Santiago de Cuba, plaza ronera por excelencia, pero también cuna de la trova y reservorio de la música tradicional cubana, guarda en su memoria sitios donde el expendio de bebidas era amenizado con canciones. El Lirio Blanco, de Paquito Portela, en San Agustín y Heredia; el de Benito Limonta, en Rey Pelayo; El Gallito, en Carnicería y Callejón del Carmen; y el café Bélgica, en Santo Tomás y Trocha.

En Camagüey fueron muy concurridos el bar San José, el Correos, El Jerezano y Los Jilgueros; y en la colonial Trinidad abría temprano los bares La Candelaria y Las Tres Banderas, este último con la curiosa peculiaridad de estar situado precisamente en la calle Desengaño (un guiño que pareció siempre puro pasto de boleros).

Toda ciudad, pueblo o pequeño núcleo urbano, incluso bodegas en caminos rurales, solían tener en algún rincón al menos un juglar, que con una desvencijada guitarra desgarraba sus penas de amor.

Se recuerda en Santa Clara a Panchito del Real, El Pamperito, y al Chino con su Tres descargando de bar en bar; a Martha Estrada inspirada tras un vaso, a Gustavo Rodríguez dejando tras de sí un “cementerio de novias”, a Nelson Hernández tratando de complicar y explicar sus armonías y a la malograda compositora y poetisa Mercedes López (autora de Réquiem por un adiós, grabada por Pablo Milanés) declamando sus versos.
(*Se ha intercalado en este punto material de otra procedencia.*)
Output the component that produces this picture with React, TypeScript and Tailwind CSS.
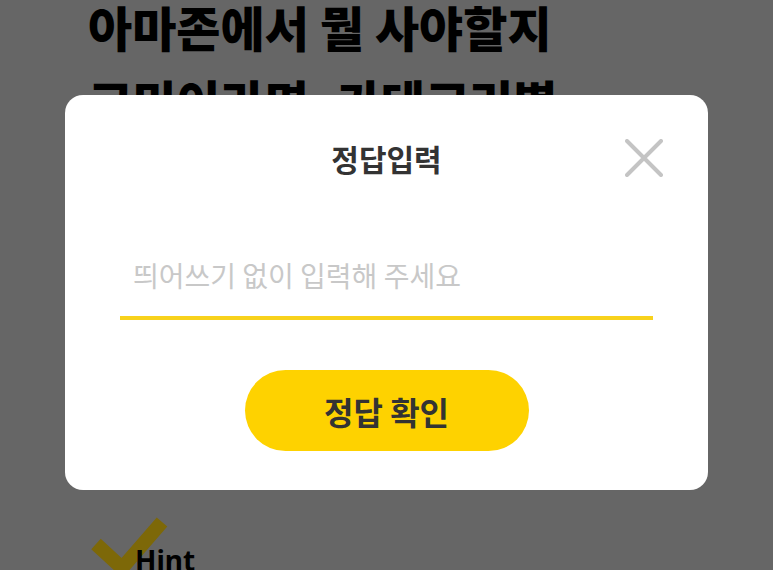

Aquel acervo encontró continuidad, de alguna manera, en el centro cultural El Mejunje, con su bar Tacones Lejanos, donde todavía se apuesta por conservar esa fraternidad alejada de la pompa kitsch tan en boga, del brillo fatuo.

La joven trova santaclareña, agrupada bajo el contagioso nombre de La Trovuntivitis, surgió un jueves —y ha seguido reuniéndose siempre este día— junto a la barra mejunjera. Ya en aquellos días fundacionales Roly Berrío, uno de sus máximos representantes, se apareció con estos rotundos versos: “Y los jueves, es el río el bar donde animales beben”, haciendo alusión al imprescindible ron, bautizado como Matapájaros, que allí se vende desde las cinco de la tarde hasta altas horas de la madrugada.

Diego Gutiérrez, otro de los fundadores, compuso un tango titulado Este sitio, inspirado en la vieja victrola Butlizer que preside una esquina del bodegón del Mejunje, y más tarde En este bar, dedicada al lugar, que “es la consagración”, según dice en su apasionado texto. Recientemente, Alain Garrido, trajo a la luz el tema Salud, texto en el que las alusiones son obvias.

Qué linda es mi tierra

cuán bello este cielo,

mejor se ve todo

al salir del bar.

Hay muertes gloriosas

sobre toda cosa

después de brindar.

Lamentablemente el bar popular ha ido despareciendo tras nuevas formas que toma el acto de socializar bebiendo, y quizás con su pérdida se esté yendo toda una tradición. Proliferan ahora también bebederas improvisadas en parques, muros y orillas, generadores de indisciplinas y actitudes irrespetuosas, sin la ética cívica del bebedor, esa que “solo se aprende en la barra, en la cantina, copa tras copa, bajo un fondo musical”.